Prisk starts a five-day trip to China on Sunday, the latest in a series of British ministers to visit the Asian powerhouse since Britain's coalition government was formed in May with a strong focus on trade with emerging markets.
Prisk's visit to Shanghai, Beijing and Hong Kong will pave the way for a trip to China before year-end by a high-level government and business delegation led by Prime Minister David Cameron, Prisk told Reuters in a telephone interview.
That visit will be similar to the business mission Cameron led to India in July, during which British firms BAE Systems(BAES.L) and Rolls-Royce(RR.L) clinched $1 billion of contracts to supply Hawk military training jets to India.
The coalition, led by centre-right Conservatives, wants to boost trade, particularly with fast-growing emerging markets, to strengthen Britain's tentative economic recovery at a time when public spending cuts are likely to dampen domestic demand.

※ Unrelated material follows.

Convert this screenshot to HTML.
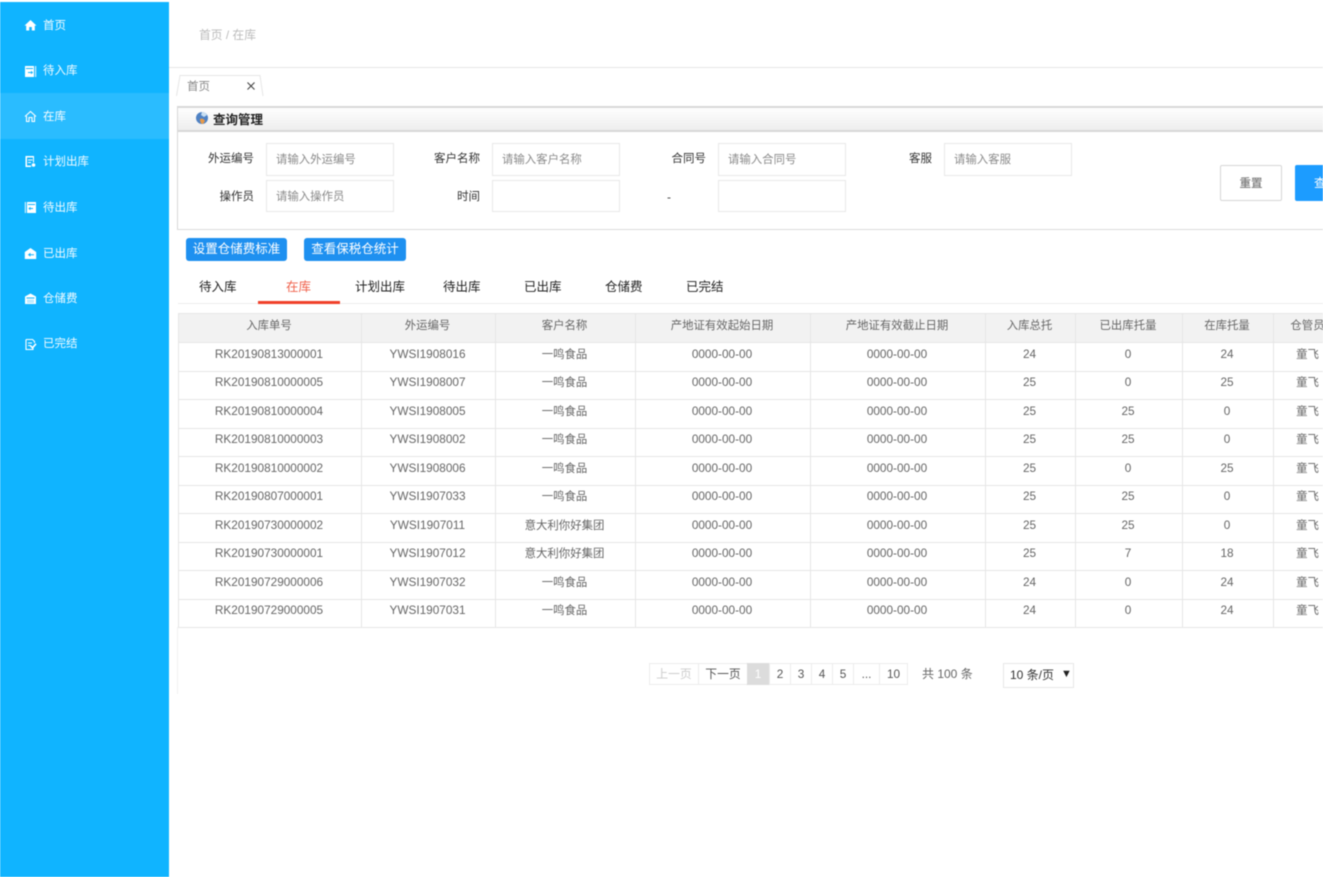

Former prime minister Gordon Brown told China in 2008 that his centre-left Labour government welcomed investments from Beijing's sovereign wealth fund, China Investment Corp (CIC), and invited CIC to open an office in London.
Prisk said the coalition is also well disposed towards CIC.
"Very clearly that sovereign investment fund is a major player in the market. We are very happy to look at those kinds of investments both by (it) but also by many of the Chinese businesses and many of the businesses in China that are looking to expand their European base," he said.
HOPES FOR "GOOD NEWS"
Asked about talk of CIC opening its first international office in London, Prisk said: "There are a number of initiatives, including that, which we are working on at the moment and we should have some good news on a number of fronts in the next few weeks."
Britain's welcome to the Chinese fund contrasts with French and German reservations about large sovereign wealth funds.
Prisk said that, during his visit, he would meet Chinese government officials, investors and small- and medium-sized British businesses that are already trading with China.
"It is very much about both exports and about bringing further Chinese investment into the UK," said Prisk, who is responsible for trade until Stephen Green, chairman of HSBC bank, begins work as trade minister in January.
Britain had a goods trade deficit of 18.9 billion pounds ($29.24 billion) with China in 2009 and a further 3.9 billion pound deficit with Hong Kong, according to official data.
Prisk said there was tremendous potential for Britain to boost its exports to China. The government particularly wants to encourage British small- and medium-sized firms to sell overseas.
The coalition's trade hopes took a knock on Thursday when official figures showed Britain's goods trade deficit with the rest of the world unexpectedly widened to a record high in July.
The coalition intends to publish a "manufacturing framework" and a growth plan for hard-pressed manufacturing industry just after it announces in October how it will cut public spending to rein in a record peacetime budget deficit, Prisk said.
The Conservative politician said his visit to Shanghai would focus on the high-tech sector. He said some companies may announce business deals during his visit but gave no details.